Fake
Los Angeles Synthetic
Static Sky Records
Posted: Tuesday, March 28, 2006
By: Ilker Yucel
Editor
A decent, but highly formulaic side project, focusing more on rather campy industrial angst over dark melodies.
While he may be best known as the front man of System Syn, Clint Carney is a man of many talents. Besides his work in remixes and as the live keyboardist for Imperative Reaction, he's also started his own solo industrial project, Fake. It may not be a dramatic departure from the heavy synth and beat driven music of his better-known projects, but the songs on Fake's debut, Los Angeles Synthetic, show a much more aggressive mentality. There is less emphasis on dark melodies, focusing more on mechanical atmospheres and lyrical angst that might seem campy to some, but does lend to the more industrial flavor Fake has over System Syn or Imperative Reaction.

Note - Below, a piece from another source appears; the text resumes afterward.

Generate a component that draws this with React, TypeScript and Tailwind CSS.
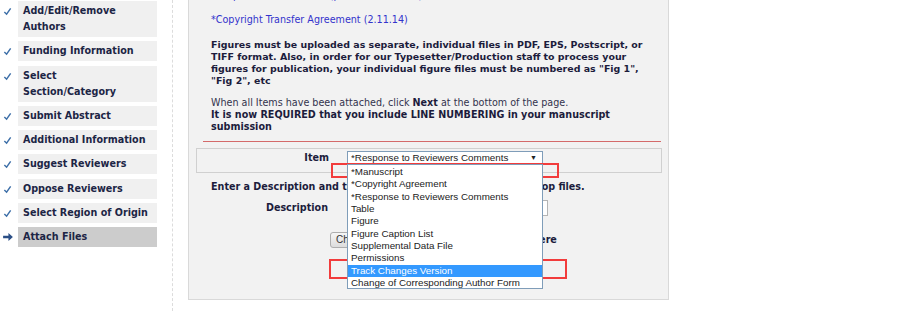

Songs like "UnEvolved" and "To This Land" can come across as downright cruel in their accusatory delivery of lines such as "God hates you" and "Just pave the road with the bodies of our children," while others like "The Massacre" sound almost laughable in the seriousness of such oh-so-angst-ridden lyrics. There is a slight degree of synthesizer ingenuity at work in Fake's music, with the faux-orchestral opening of "Burning You" and the soundtrack-esque "On the Edge" sounding like something out of a MIDI-programmed computer game, before leading into a more hi-tech sounding barrage of distorted beats and arpeggio bass lines. However, most of the music follows this formula, and while it does give each track a sense of catchiness and some flow of continuity from the beginning of the album to the end, it's all too formulaic to bear repeated listening. Clint's vocals are also reminiscent of System Syn, but with a more seething edge a la distortion and reverb effects. Of course, that's nothing new either as almost every terror EBM act out there does the same thing. All in all, Fakets Los Angeles Synthetic is an album marred by banality. The songs in themselves are not bad, but between the standard verse/chorus arrangements, and production that can be found on any modern harsh electro album, they also offer nothing of considerable interest, making Fake more of a fluke than anything.